# START OF Supplied data
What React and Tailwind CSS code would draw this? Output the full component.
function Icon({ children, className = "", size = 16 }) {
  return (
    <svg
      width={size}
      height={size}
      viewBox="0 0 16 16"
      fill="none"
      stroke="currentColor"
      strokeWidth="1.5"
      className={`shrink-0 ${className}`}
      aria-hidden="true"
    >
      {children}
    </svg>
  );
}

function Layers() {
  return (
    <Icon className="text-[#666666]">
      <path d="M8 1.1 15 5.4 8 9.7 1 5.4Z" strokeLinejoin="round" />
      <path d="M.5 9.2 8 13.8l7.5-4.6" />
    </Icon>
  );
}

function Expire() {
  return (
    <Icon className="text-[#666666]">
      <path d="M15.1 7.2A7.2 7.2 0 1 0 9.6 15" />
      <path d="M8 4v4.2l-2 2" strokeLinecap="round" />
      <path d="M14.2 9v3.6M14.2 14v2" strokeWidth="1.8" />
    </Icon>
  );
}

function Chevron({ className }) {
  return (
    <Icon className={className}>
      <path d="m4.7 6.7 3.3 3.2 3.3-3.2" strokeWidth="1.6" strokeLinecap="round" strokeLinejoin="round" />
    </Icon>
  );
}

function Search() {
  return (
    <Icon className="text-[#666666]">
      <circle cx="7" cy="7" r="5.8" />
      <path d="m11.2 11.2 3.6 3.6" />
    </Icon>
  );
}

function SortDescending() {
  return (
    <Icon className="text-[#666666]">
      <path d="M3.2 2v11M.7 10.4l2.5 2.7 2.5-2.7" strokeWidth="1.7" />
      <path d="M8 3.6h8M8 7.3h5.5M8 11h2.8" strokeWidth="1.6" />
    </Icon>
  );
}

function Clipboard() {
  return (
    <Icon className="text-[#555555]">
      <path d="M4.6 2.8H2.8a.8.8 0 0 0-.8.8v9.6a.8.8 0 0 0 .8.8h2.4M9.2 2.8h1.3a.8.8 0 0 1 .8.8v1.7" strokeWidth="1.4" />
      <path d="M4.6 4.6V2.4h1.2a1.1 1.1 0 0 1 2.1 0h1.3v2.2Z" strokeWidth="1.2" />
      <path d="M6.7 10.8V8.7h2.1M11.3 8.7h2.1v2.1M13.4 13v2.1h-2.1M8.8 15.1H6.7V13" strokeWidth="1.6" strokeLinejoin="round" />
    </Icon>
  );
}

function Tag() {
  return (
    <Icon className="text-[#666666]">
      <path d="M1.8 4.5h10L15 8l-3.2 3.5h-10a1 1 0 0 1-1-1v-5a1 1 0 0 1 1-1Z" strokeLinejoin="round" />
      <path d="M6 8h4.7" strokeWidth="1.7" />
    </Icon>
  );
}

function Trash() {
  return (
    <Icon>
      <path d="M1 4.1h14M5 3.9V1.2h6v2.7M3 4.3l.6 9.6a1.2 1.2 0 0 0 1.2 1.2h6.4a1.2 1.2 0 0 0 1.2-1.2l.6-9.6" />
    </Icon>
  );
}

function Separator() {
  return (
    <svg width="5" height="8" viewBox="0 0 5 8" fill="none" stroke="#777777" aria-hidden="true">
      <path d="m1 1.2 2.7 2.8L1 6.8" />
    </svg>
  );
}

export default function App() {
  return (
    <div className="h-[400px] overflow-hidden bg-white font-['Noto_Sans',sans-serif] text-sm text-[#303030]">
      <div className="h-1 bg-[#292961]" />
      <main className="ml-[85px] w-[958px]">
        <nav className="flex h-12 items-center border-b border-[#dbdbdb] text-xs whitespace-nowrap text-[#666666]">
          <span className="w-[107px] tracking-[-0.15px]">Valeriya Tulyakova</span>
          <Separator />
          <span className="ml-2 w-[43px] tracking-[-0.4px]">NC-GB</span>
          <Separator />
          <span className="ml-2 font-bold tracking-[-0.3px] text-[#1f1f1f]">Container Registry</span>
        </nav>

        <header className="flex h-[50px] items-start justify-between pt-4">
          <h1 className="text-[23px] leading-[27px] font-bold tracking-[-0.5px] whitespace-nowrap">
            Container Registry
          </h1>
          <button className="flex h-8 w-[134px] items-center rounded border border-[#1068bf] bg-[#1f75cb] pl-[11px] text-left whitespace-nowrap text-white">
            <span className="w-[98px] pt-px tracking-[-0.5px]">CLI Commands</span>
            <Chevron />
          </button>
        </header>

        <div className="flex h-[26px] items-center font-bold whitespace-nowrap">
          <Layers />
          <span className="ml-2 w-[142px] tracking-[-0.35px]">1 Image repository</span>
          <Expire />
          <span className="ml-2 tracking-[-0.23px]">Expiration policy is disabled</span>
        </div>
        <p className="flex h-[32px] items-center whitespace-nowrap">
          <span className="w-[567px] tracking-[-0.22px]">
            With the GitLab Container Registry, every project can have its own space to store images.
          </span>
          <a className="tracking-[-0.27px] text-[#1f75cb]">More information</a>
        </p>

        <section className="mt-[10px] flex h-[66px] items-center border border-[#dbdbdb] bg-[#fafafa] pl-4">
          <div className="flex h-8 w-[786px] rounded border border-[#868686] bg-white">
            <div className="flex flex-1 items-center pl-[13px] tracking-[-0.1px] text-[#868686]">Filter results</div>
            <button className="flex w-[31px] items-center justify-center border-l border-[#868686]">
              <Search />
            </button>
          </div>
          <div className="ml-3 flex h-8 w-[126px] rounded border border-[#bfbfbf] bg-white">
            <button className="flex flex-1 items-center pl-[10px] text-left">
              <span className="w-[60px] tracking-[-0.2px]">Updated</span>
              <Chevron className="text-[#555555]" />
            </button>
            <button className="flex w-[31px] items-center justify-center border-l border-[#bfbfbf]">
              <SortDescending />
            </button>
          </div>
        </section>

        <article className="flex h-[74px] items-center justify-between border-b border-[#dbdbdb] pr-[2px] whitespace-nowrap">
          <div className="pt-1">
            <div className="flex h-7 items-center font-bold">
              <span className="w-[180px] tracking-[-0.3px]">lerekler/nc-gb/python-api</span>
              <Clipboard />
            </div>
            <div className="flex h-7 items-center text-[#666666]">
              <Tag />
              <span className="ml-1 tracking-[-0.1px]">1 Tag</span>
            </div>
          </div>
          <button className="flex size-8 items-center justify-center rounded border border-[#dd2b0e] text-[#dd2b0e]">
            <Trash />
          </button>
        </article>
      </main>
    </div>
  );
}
# END OF Supplied data
# START OF Supplied data
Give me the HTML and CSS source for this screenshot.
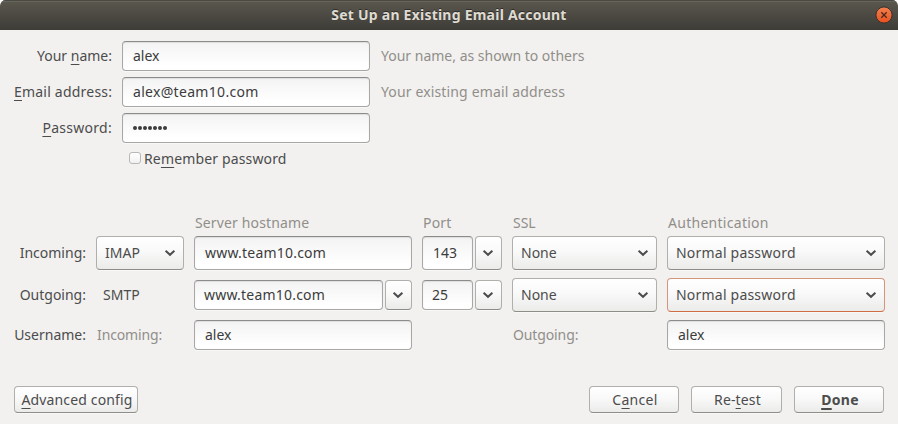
# END OF Supplied data
Gather up every line from the listing above in which the word "this" occurs.

Exercise result:
What React and Tailwind CSS code would draw this? Output the full component.
Give me the HTML and CSS source for this screenshot.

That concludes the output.